Directive: Type again, exactly, the lines below from the start through the line that includes "20, 43, 40];".

Source material:
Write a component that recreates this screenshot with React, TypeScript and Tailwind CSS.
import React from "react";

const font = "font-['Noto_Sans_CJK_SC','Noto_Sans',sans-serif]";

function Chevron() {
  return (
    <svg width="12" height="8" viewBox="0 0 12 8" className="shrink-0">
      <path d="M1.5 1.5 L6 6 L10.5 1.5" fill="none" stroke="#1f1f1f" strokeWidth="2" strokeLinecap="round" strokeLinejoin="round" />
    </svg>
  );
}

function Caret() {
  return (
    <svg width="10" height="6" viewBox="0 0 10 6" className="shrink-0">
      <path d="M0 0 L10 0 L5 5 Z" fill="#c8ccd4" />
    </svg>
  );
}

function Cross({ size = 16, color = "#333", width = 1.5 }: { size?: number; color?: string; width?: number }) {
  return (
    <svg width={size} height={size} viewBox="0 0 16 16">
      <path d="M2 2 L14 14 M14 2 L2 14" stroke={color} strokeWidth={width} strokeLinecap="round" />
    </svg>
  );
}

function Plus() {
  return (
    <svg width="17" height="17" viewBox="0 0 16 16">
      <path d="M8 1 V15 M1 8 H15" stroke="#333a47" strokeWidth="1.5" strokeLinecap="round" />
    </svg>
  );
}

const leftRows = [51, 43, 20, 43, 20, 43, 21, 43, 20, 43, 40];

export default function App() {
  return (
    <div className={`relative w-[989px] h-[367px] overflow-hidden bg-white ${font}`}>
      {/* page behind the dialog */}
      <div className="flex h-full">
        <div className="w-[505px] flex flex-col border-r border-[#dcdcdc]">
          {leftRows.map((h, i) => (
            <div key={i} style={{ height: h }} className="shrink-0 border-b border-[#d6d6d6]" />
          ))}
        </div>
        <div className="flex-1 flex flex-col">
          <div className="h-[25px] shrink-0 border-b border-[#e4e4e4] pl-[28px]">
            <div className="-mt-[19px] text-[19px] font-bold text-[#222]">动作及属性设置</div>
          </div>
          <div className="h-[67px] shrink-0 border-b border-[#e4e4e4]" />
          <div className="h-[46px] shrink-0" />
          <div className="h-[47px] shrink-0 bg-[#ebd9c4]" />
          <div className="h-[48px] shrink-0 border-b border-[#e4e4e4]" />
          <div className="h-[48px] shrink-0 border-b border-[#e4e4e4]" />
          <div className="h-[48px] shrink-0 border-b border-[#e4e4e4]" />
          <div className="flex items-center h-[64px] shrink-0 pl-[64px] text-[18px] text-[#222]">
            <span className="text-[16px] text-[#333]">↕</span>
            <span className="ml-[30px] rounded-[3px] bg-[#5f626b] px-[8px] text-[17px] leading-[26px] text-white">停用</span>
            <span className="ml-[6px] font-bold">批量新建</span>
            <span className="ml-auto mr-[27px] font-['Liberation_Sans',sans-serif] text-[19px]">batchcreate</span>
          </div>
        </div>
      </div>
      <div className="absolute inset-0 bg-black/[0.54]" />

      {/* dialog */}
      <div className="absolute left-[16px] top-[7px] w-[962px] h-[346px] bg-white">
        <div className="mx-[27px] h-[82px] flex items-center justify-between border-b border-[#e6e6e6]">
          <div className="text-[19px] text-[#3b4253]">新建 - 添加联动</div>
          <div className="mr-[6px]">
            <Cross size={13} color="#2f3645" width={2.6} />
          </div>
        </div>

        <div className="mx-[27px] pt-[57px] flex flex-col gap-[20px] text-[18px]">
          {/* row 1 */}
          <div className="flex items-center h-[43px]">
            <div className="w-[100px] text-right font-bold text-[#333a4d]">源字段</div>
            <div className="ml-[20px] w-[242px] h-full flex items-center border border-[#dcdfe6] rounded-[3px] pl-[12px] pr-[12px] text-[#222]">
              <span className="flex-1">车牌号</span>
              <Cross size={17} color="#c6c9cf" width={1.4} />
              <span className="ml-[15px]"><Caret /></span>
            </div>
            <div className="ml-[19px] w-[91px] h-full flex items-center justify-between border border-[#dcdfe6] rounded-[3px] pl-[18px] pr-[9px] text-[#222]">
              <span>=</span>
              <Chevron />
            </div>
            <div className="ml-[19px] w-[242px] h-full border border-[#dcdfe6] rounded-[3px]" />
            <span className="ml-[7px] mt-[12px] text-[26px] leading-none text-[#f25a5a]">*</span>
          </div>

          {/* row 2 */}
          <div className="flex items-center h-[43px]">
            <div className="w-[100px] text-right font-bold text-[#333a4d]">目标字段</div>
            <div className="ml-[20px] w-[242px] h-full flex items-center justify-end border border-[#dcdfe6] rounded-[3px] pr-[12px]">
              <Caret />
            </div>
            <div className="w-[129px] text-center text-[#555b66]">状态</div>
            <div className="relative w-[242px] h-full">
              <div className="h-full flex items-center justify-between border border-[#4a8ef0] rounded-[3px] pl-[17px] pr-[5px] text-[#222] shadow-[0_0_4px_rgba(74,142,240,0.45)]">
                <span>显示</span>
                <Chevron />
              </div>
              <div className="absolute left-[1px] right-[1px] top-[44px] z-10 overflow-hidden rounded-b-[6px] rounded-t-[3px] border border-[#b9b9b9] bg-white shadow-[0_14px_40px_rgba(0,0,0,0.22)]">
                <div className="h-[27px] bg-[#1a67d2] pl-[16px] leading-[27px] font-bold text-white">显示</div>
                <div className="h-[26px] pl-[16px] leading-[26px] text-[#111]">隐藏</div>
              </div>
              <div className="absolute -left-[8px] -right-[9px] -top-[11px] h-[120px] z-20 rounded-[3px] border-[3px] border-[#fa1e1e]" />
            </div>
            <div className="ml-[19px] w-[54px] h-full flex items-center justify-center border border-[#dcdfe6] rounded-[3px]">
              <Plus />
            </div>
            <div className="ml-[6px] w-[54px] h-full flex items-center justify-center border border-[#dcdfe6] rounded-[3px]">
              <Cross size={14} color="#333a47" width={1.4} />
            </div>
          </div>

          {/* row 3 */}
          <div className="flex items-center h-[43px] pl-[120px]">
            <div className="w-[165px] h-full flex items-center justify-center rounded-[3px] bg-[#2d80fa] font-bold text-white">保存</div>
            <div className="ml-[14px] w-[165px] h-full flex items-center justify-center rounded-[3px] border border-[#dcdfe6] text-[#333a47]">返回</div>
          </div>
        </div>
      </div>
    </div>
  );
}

Response to this task:
Write a component that recreates this screenshot with React, TypeScript and Tailwind CSS.
import React from "react";

const font = "font-['Noto_Sans_CJK_SC','Noto_Sans',sans-serif]";

function Chevron() {
  return (
    <svg width="12" height="8" viewBox="0 0 12 8" className="shrink-0">
      <path d="M1.5 1.5 L6 6 L10.5 1.5" fill="none" stroke="#1f1f1f" strokeWidth="2" strokeLinecap="round" strokeLinejoin="round" />
    </svg>
  );
}

function Caret() {
  return (
    <svg width="10" height="6" viewBox="0 0 10 6" className="shrink-0">
      <path d="M0 0 L10 0 L5 5 Z" fill="#c8ccd4" />
    </svg>
  );
}

function Cross({ size = 16, color = "#333", width = 1.5 }: { size?: number; color?: string; width?: number }) {
  return (
    <svg width={size} height={size} viewBox="0 0 16 16">
      <path d="M2 2 L14 14 M14 2 L2 14" stroke={color} strokeWidth={width} strokeLinecap="round" />
    </svg>
  );
}

function Plus() {
  return (
    <svg width="17" height="17" viewBox="0 0 16 16">
      <path d="M8 1 V15 M1 8 H15" stroke="#333a47" strokeWidth="1.5" strokeLinecap="round" />
    </svg>
  );
}

const leftRows = [51, 43, 20, 43, 20, 43, 21, 43, 20, 43, 40];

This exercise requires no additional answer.